Parents’ anger at school proposal

Kibworth High School
Kibworth High School

Hundreds of children could miss out on a place at Kibworth High School if proposals to convert it to an 11 to 16 school go ahead.

The move would see annual intakes reduced from 250 to about 150 from September 2015, leaving the remaining pupils from the school’s catchment area without a place.

Those living nearest the school would have preference, with children in Foxton, Great Glen and Billesdon most likely to miss out.

Concerned parents from those villages fear their children could drop into “black hole” as they struggle to find them a good alternative school.

Emma Davey, who has two children at St Cuthbert’s in Great Glen, told the Mail: “What may be a good proposition for Kibworth may leave Great Glen’s children fighting for a place somewhere in south Leicestershire or beyond with no guarantees of remaining with friends or siblings.”

Another parent, Emma Graves, said: “This is going to leave a lot of parents in limbo.

“Not only this, it will impact on the children’s emotional and mental health.”

Kibworth caters for children aged 11 to 14, with most pupils going on to complete GCSEs at Robert Smyth Academy in Harborough.

But falling intakes means it is expecting to have only 600 pupils on its roll in 2014, below the 750 capacity.

Instead, the school wants to cater for students from 11 to 16, with about 150 pupils in each of the five year groups.

It says the move – part of a bid to convert to academy status – would raise standards and attract more funding.

Parents in its catchment schools are being asked to provide feedback ahead of a consultation in November.

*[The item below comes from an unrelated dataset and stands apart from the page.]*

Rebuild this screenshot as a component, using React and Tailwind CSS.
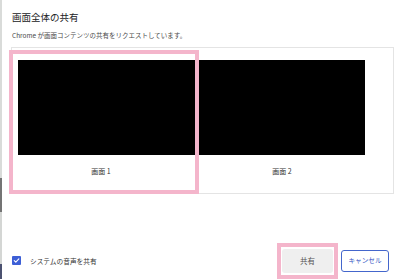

Head teacher Angela Edwards said: “In keeping with statutory timescales, our governing body has decided to go to full consultation on Nov 1 re a possible change to 11-16 in Sept 2015 and its effect on our admissions policy.

“The website has full details of the process. We would welcome responses by 1 July from parents/carers at our 6 feeder catchment schools so that their views can be given full consideration at this early stage before we draft the admissions policy.

“The local authority has been kept fully informed of the process, and has been a valuable source of advice and guidance.

“We will continue to work with them when we respond to the parents’ views about pupils places.

“Our colleagues at Welland Park Academy and Robert Smyth Academy in Market Harborough have also been been kept abreast of our plans to consult, as indeed we have with their plans to become the 11-19 Market Harborough Academy in September 2014.”